Have you ever been to N.Y. City? Have you ever driven a car here? This is relevant to the discussion. I once spent some time driving in California and was amazed how you folks on the left coast piss and moan about how bad the traffic is there. You have mostly four-lane highways and no 'bottlenecks'. That's a piece of cake compared to where I am from. Traffic? Compared to what? I'm sure the traffic in Pusiwallop Washington is nothing compared to Manhattan, or the Bronx, or Brooklyn, or even Queens.

Quote:
Shifting doesn't really use up the clutch, slipping the clutch does. You do this mostly when you are starting from a stop. If you keep your car rolling, you have no need to slip the clutch and you will still have good clutch life.
If shifting "doesn't really use the clutch up", then a clutch should last forever, right? What nonsense. The more anything involving friction is used, the faster it wears out. "Keep it rolling?" Try doing that at an intersection with one of our newly installed red-light cameras. Summonses are issued by data from road sensors, still and video cameras - with all three in active use - that show anything over 0 MPH recorded at the stop line.

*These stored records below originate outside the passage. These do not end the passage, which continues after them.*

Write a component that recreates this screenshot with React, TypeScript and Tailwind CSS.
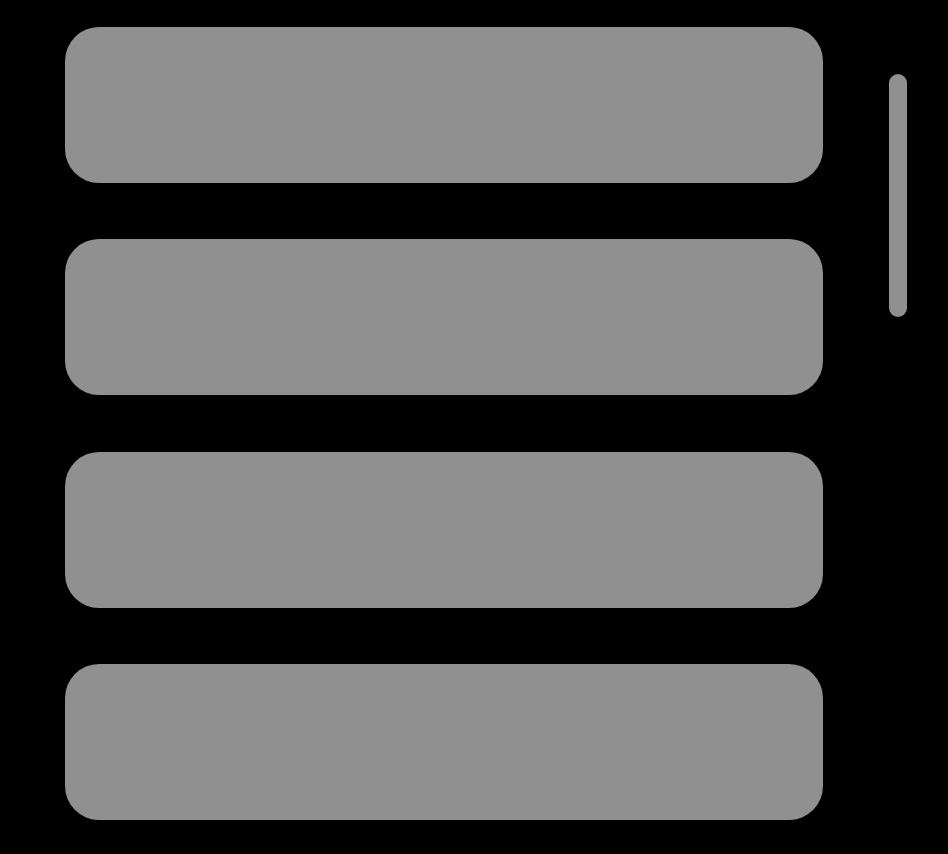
import React from 'react';

const rows = [0, 1, 2, 3];

export default function App() {
  return (
    <div className="w-[948px] h-[854px] bg-black flex overflow-hidden">
      <div className="flex flex-col gap-[56.33px] pt-[27px] pl-[65px]">
        {rows.map((i) => (
          <div key={i} className="w-[758px] h-[156px] rounded-[34px] bg-[#909090]" />
        ))}
      </div>
      <div className="ml-[66px] mt-[74px] w-[17.5px] h-[243px] rounded-full bg-[#909090]" />
    </div>
  );
}
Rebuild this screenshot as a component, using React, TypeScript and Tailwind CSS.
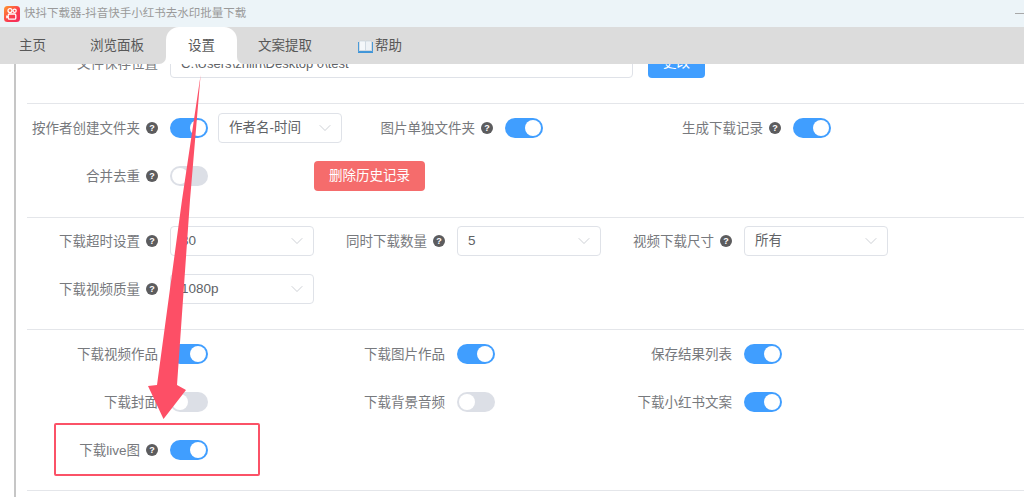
import React from "react";
import { ChevronDown } from "lucide-react";

const Help = () => (
  <span className="flex h-[12px] w-[12px] shrink-0 items-center justify-center rounded-full bg-[#5c5c5e] text-[9px] font-bold leading-none text-white">?</span>
);

const Switch = ({ on = true }: { on?: boolean }) => (
  <span className={`flex h-[20px] w-[38px] shrink-0 items-center rounded-full p-[2px] ${on ? "justify-end bg-[#409eff]" : "justify-start bg-[#dcdfe6]"}`}>
    <span className="h-[16px] w-[16px] rounded-full bg-white" />
  </span>
);

const Select = ({ value, w = "w-[144px]" }: { value: string; w?: string }) => (
  <span className={`flex h-[30px] shrink-0 items-center justify-between rounded-[4px] border border-[#dfe2e8] bg-white pl-[10px] pr-[6px] text-[13.5px] text-[#606266] ${w}`}>
    <span className="pt-[1px]">{value}</span>
    <ChevronDown size={20} strokeWidth={0.8} className="text-[#b4b8c0]" />
  </span>
);

const Item = ({ label, help = false, w = "w-[287px]", children }: { label: string; help?: boolean; w?: string; children: React.ReactNode }) => (
  <div className={`flex h-[30px] shrink-0 items-center ${w}`}>
    <div className="flex w-[143px] shrink-0 items-center justify-end gap-[6px] whitespace-nowrap pr-[12px] text-[13.5px] text-[#77797d]">
      <span className="pt-[2px]">{label}</span>
      {help && <Help />}
    </div>
    {children}
  </div>
);

const Row = ({ children }: { children: React.ReactNode }) => <div className="flex">{children}</div>;

const Tab = ({ label, className = "" }: { label: React.ReactNode; className?: string }) => (
  <div className={`flex h-full shrink-0 items-center pt-[1px] text-[13.5px] text-[#585858] ${className}`}>{label}</div>
);

const Logo = () => (
  <svg width="16" height="16" viewBox="0 0 16 16" className="shrink-0">
    <defs>
      <linearGradient id="lg" x1="0" y1="0" x2="1" y2="1">
        <stop offset="0" stopColor="#ff9a2e" />
        <stop offset="0.55" stopColor="#fb3f4c" />
        <stop offset="1" stopColor="#f5285f" />
      </linearGradient>
    </defs>
    <rect width="16" height="16" rx="3.5" fill="url(#lg)" />
    <circle cx="6" cy="4.6" r="2" fill="none" stroke="#fff" strokeWidth="1.3" />
    <circle cx="10.6" cy="4.8" r="1.6" fill="none" stroke="#fff" strokeWidth="1.3" />
    <rect x="4.2" y="8" width="7.6" height="5.2" rx="1.2" fill="none" stroke="#fff" strokeWidth="1.3" />
    <path d="M2.2 9.2 L4.2 10.2 V11.4 L2.2 12.4 Z" fill="#fff" />
  </svg>
);

const Book = () => (
  <svg width="15" height="13" viewBox="0 0 15 13" className="mr-[2px] shrink-0">
    <path d="M0.5 2 V11.5 H14.5 V2" fill="none" stroke="#4a9ad8" strokeWidth="1" />
    <path d="M1.5 1 H6.5 Q7.5 1 7.5 2 V10.5 H1.5 Z" fill="#f4f7fa" stroke="#c4d0da" strokeWidth="0.6" />
    <path d="M13.5 1 H8.5 Q7.5 1 7.5 2 V10.5 H13.5 Z" fill="#eef2f6" stroke="#c4d0da" strokeWidth="0.6" />
    <path d="M0 11.5 H15 V13 H0 Z" fill="#3f95d8" />
  </svg>
);

export default function App() {
  return (
    <div className="relative flex h-[497px] w-[1024px] flex-col overflow-hidden bg-white font-['Liberation_Sans','Noto_Sans_CJK_SC',sans-serif]">
      <div className="flex h-[27px] shrink-0 items-center justify-between bg-[#ecf4f8] pl-[4px]">
        <div className="flex items-center gap-[4px]">
          <Logo />
          <span className="text-[11.5px] text-[#9a9a9a]">快抖下载器-抖音快手小红书去水印批量下载</span>
        </div>
        <span className="h-px w-[9px] bg-[#a8a8a8]" />
      </div>

      <div className="flex h-[37px] shrink-0 bg-[#dcdcdc]">
        <Tab label="主页" className="w-[68px] pl-[19px]" />
        <Tab label="浏览面板" className="w-[98px] pl-[22px]" />
        <div className="relative flex h-full w-[71px] shrink-0 items-center justify-center rounded-t-[13px] bg-white pt-[1px] text-[13.5px] text-[#585858]">
          设置
          <span className="absolute bottom-0 left-[-7px] h-[7px] w-[7px] bg-white">
            <span className="block h-full w-full rounded-br-[7px] bg-[#dcdcdc]" />
          </span>
          <span className="absolute bottom-0 right-[-7px] h-[7px] w-[7px] bg-white">
            <span className="block h-full w-full rounded-bl-[7px] bg-[#dcdcdc]" />
          </span>
        </div>
        <Tab label="文案提取" className="w-[121px] pl-[21px]" />
        <Tab label={<><Book />帮助</>} className="pl-0" />
      </div>

      <div className="min-h-0 flex-1 overflow-hidden pl-[14px]">
        <div className="flex h-full flex-col border-l-2 border-[#c6c6c6] pl-[11px]">
          <div className="-mt-[16px] shrink-0 border-b border-[#e4e6ea] pb-[25px]">
            <div className="flex h-[30px] items-center">
              <div className="w-[143px] shrink-0 whitespace-nowrap pr-[12px] pt-[2px] text-right text-[13.5px] text-[#77797d]">文件保存位置</div>
              <div className="flex h-[30px] w-[463px] items-center rounded-[4px] border border-[#dfe2e8] pl-[10px] pt-[1px] text-[13px] text-[#606266]">C:\Users\zhlin\Desktop 0\test</div>
              <div className="ml-[15px] flex h-[30px] w-[57px] items-center justify-center rounded-[4px] bg-[#409eff] pt-[1px] text-[13.5px] text-white">更改</div>
            </div>
          </div>

          <div className="flex shrink-0 flex-col gap-[18px] border-b border-[#e4e6ea] pb-[26px] pt-[9px]">
            <Row>
              <Item label="按作者创建文件夹" help w="w-[335px]">
                <Switch />
                <Select value="作者名-时间" w="ml-[10px] w-[124px]" />
              </Item>
              <Item label="图片单独文件夹" help w="w-[288px]"><Switch /></Item>
              <Item label="生成下载记录" help><Switch /></Item>
            </Row>
            <Row>
              <Item label="合并去重" help><Switch on={false} /></Item>
              <div className="flex h-[30px] w-[111px] items-center justify-center rounded-[4px] bg-[#f56c6c] pt-[1px] text-[13.5px] text-white">删除历史记录</div>
            </Row>
          </div>

          <div className="flex shrink-0 flex-col gap-[18px] border-b border-[#e4e6ea] pb-[25px] pt-[8px]">
            <Row>
              <Item label="下载超时设置" help><Select value="30" /></Item>
              <Item label="同时下载数量" help><Select value="5" /></Item>
              <Item label="视频下载尺寸" help><Select value="所有" /></Item>
            </Row>
            <Row>
              <Item label="下载视频质量" help><Select value="1080p" /></Item>
            </Row>
          </div>

          <div className="flex shrink-0 flex-col gap-[18px] border-b border-[#e4e6ea] pb-[25px] pt-[9px]">
            <Row>
              <Item label="下载视频作品"><Switch /></Item>
              <Item label="下载图片作品"><Switch /></Item>
              <Item label="保存结果列表"><Switch /></Item>
            </Row>
            <Row>
              <Item label="下载封面"><Switch on={false} /></Item>
              <Item label="下载背景音频"><Switch on={false} /></Item>
              <Item label="下载小红书文案"><Switch /></Item>
            </Row>
            <Row>
              <Item label="下载live图" help><Switch /></Item>
            </Row>
          </div>
        </div>
      </div>

      <div className="absolute left-[54px] top-[423px] h-[53px] w-[206px] rounded-[2px] border-2 border-[#fb5267]" />

      <svg className="pointer-events-none absolute left-0 top-0" width="1024" height="497" viewBox="0 0 1024 497">
        <path d="M200.6 75 L190 200 L177 385 L186 390 L163.5 419 L148 386 L157 385 L182 200 Z" fill="#fd4f66" />
      </svg>
    </div>
  );
}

Don't insinuate that I ride a clutch, or ride the brakes. I know better than to do that, but I have no way of proving to you that I don't, nor what traffic is like here. Until you move here and operate a vehicle under the traffic conditions that prevail your comments are not applicable. Brakes do wear out faster in city areas because we need to stop for stop signs on virtually every corner, ubiquitous traffic lights and often being behind semi-comatose drivers, with whom one must share the public roadways, who brake for hallucinations.

And don't worry about me - all the cars I've owned for the past 20 years are all automatics - not out of choice mind you, but out of sheer practicality and economic pragmatism.